| Exercise description |
Give the number of lines in this listing that contain "React", with no other words.

--- Start Given data ---

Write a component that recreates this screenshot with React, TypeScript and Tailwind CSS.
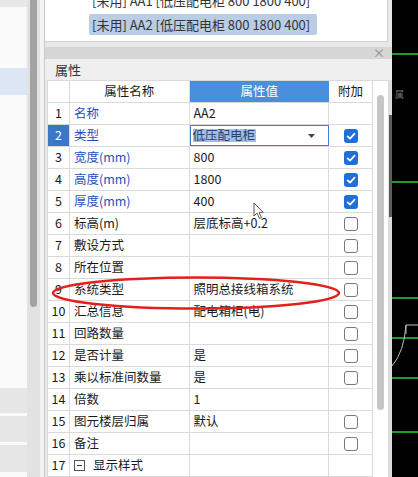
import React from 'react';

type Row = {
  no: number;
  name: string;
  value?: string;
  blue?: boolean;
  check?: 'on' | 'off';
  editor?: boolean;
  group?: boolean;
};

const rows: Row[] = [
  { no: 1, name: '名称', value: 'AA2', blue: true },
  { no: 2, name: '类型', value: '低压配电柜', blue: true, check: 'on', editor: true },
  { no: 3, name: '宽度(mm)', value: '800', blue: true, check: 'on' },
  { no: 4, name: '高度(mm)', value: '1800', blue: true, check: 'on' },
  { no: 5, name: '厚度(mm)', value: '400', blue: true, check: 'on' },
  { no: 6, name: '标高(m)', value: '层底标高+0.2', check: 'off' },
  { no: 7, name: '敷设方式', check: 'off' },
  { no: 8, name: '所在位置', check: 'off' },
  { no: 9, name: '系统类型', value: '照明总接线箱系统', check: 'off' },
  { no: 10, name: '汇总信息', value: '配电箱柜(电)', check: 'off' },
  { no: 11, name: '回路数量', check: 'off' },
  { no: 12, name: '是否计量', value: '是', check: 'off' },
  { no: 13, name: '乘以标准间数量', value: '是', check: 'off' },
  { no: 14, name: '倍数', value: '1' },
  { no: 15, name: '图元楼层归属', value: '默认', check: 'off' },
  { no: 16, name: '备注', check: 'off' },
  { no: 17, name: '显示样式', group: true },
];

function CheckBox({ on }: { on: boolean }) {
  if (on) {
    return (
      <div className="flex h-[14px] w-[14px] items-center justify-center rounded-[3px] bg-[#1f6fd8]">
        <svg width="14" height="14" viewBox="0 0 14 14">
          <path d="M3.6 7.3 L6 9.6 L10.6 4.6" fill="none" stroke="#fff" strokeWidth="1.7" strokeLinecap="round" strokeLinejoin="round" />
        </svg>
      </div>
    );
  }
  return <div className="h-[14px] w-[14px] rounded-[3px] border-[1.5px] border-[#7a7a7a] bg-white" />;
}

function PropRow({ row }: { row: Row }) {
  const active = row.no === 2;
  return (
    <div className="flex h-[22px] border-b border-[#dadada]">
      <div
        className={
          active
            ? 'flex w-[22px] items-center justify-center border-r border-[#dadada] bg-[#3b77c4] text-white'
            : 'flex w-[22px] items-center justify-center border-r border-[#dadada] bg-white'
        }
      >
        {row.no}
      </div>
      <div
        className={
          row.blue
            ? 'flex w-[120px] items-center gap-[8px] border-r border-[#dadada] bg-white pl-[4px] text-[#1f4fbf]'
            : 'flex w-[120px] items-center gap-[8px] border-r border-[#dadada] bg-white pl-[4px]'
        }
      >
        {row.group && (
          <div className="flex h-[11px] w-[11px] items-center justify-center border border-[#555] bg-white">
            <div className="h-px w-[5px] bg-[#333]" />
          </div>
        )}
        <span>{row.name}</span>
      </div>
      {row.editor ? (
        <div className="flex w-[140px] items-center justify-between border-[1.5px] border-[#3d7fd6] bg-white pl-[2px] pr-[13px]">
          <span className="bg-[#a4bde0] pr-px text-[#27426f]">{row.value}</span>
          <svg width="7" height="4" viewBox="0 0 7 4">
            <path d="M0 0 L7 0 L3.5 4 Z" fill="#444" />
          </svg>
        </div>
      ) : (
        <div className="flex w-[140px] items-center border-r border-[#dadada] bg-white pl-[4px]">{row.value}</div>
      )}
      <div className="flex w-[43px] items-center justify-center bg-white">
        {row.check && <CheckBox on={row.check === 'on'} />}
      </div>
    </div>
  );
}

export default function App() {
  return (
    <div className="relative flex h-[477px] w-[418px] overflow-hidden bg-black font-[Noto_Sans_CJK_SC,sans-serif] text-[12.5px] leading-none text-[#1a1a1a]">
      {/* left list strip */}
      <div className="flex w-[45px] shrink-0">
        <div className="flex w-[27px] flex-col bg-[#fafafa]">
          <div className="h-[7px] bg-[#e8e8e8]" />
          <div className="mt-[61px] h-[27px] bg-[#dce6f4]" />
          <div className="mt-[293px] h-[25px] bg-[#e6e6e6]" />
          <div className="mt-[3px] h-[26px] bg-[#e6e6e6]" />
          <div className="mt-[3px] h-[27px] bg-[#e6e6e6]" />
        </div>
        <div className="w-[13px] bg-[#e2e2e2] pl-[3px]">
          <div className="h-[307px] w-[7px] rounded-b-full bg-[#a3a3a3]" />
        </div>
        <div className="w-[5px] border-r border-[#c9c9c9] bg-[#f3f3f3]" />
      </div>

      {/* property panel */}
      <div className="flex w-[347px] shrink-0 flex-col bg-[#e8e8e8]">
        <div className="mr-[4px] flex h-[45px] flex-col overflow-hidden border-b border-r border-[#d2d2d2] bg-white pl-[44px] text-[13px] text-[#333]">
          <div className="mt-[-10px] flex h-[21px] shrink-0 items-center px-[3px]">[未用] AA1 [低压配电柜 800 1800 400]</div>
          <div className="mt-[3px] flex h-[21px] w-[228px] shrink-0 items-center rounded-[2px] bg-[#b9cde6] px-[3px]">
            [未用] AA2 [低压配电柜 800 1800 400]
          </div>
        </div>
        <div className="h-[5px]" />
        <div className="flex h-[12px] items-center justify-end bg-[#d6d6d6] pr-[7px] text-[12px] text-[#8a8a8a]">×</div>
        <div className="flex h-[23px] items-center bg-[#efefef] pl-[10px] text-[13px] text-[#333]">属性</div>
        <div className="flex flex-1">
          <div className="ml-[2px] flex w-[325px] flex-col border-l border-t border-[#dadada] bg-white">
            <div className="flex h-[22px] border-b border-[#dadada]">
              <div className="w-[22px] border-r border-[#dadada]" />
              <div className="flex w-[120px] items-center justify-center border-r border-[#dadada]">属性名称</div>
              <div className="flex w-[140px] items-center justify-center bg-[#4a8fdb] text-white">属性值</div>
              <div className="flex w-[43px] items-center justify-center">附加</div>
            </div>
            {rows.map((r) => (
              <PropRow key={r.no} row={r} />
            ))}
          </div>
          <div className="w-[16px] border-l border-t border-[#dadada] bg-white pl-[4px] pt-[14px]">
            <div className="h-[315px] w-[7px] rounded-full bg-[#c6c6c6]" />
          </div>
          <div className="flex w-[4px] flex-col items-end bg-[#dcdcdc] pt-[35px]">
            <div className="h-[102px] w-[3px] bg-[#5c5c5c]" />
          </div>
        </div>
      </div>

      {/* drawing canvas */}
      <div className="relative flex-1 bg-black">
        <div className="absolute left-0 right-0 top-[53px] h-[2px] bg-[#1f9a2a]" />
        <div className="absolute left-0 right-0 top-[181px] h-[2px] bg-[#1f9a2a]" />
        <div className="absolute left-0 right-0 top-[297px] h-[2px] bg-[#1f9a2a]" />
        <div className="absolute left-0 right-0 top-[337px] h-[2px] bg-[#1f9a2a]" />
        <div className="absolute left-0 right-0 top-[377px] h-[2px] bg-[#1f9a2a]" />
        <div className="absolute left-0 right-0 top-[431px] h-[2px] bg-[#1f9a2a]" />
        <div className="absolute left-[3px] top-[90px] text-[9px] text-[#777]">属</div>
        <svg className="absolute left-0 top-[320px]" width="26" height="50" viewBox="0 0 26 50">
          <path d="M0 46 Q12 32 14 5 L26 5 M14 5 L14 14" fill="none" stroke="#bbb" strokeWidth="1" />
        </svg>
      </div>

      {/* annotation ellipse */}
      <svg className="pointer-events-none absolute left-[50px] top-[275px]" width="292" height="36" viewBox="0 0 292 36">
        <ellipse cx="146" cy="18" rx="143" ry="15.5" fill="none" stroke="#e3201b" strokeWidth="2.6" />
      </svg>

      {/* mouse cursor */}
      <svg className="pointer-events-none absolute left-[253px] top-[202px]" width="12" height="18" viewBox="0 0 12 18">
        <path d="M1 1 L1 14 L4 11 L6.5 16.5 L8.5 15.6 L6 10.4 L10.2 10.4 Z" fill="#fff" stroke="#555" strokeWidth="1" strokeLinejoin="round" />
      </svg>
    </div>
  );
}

--- End Given data ---

| Final result |
2